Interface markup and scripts
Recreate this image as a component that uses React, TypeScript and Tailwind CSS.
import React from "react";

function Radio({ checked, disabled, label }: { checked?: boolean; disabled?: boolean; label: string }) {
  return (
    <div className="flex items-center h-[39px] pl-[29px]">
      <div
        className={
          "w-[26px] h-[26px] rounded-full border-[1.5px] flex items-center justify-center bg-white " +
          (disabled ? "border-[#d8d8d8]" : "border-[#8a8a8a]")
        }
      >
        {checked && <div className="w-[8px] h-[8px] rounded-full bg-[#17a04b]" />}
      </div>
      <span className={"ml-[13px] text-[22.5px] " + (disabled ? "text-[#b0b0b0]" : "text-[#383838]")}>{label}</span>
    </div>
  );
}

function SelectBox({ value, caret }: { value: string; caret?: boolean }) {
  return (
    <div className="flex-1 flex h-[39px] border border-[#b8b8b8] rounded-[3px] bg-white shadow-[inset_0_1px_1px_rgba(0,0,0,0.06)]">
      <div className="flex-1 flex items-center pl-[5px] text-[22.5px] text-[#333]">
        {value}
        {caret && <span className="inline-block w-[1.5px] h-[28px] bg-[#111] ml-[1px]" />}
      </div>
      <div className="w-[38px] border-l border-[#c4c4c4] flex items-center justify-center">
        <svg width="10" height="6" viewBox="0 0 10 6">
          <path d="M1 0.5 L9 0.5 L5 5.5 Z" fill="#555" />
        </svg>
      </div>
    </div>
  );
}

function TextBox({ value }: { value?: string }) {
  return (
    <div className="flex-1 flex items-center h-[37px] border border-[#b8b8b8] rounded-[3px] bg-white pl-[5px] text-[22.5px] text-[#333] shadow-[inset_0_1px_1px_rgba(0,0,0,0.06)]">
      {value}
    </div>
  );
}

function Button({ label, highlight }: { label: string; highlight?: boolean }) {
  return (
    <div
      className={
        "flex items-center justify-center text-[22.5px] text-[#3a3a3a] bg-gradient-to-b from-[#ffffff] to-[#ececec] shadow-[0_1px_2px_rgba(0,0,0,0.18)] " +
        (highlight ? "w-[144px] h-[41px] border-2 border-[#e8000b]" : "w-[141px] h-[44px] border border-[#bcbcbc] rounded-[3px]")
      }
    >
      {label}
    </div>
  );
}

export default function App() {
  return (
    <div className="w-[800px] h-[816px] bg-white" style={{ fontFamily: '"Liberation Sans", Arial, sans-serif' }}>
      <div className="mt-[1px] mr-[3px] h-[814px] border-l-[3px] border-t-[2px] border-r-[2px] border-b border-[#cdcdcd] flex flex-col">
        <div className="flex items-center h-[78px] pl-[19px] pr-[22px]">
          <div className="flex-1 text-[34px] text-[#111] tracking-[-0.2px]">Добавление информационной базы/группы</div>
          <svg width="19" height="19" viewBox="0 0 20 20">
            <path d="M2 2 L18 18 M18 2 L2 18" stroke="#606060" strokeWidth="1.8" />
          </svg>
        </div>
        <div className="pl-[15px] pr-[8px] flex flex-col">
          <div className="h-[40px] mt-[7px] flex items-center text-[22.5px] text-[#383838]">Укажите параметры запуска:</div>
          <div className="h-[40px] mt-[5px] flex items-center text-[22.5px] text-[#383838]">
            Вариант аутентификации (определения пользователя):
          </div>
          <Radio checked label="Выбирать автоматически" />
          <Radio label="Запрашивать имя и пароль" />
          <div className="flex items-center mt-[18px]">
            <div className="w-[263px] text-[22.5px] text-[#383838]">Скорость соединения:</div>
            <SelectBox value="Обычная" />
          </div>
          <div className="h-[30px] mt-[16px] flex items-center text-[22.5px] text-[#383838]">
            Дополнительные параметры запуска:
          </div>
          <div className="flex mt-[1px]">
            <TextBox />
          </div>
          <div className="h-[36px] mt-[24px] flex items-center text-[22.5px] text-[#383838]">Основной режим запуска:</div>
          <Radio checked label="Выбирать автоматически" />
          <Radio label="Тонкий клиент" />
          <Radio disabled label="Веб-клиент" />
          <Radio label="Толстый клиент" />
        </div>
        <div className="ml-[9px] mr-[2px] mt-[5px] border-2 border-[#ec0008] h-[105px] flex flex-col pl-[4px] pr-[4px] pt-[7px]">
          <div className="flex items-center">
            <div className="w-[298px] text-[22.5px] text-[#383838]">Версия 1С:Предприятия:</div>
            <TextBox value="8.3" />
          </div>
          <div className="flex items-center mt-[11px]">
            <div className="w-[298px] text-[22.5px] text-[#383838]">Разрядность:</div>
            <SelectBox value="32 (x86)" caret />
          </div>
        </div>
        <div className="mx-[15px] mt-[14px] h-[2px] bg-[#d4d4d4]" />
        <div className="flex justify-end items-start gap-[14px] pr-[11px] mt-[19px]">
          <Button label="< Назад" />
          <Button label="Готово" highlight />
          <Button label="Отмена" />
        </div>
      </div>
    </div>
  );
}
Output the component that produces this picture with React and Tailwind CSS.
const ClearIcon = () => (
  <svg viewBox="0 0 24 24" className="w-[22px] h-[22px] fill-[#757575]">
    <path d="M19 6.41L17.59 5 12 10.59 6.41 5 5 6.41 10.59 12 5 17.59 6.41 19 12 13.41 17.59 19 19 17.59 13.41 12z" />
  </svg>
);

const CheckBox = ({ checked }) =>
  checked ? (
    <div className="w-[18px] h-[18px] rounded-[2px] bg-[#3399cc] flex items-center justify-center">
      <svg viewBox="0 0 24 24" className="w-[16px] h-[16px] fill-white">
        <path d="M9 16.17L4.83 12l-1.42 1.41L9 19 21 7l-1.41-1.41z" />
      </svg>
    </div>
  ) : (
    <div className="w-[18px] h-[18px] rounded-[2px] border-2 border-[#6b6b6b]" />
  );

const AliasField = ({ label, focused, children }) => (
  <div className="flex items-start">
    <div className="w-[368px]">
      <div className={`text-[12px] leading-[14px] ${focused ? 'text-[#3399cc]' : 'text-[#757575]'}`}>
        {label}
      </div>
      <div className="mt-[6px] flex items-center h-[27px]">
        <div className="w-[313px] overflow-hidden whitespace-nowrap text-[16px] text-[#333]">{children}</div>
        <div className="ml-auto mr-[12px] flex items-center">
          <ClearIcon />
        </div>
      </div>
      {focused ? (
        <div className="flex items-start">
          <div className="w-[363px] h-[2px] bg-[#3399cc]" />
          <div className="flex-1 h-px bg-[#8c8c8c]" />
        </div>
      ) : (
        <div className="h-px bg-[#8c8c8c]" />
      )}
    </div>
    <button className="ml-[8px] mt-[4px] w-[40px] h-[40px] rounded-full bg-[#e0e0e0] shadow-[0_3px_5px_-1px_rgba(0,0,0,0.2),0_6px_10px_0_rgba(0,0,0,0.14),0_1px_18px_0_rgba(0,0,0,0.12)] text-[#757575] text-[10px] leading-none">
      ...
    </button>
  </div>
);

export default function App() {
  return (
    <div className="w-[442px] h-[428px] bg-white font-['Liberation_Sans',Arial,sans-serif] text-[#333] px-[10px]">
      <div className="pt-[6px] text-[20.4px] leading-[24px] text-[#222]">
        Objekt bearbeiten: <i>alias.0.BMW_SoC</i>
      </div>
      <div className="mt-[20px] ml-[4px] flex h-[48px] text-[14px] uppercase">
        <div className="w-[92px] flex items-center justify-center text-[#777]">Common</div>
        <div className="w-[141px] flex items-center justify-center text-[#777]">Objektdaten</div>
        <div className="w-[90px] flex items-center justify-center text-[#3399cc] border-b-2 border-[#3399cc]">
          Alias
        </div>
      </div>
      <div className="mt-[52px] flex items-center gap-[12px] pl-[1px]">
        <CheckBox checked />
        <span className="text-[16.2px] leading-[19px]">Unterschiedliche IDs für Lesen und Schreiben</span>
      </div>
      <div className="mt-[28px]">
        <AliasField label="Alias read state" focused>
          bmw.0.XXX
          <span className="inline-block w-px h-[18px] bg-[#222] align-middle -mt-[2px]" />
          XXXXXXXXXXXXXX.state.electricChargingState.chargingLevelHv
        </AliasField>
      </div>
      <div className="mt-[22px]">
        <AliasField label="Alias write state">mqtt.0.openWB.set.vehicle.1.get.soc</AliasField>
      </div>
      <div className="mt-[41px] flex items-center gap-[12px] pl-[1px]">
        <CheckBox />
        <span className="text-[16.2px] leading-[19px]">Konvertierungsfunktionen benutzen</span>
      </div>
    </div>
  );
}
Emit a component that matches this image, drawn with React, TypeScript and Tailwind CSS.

■ **Direction**: Everything from the first line of the material through the line containing "import React from" is to be printed exactly; lines after that are to be left out.

■ **Task response**:
Recreate this image as a component that uses React, TypeScript and Tailwind CSS.
import React from "react";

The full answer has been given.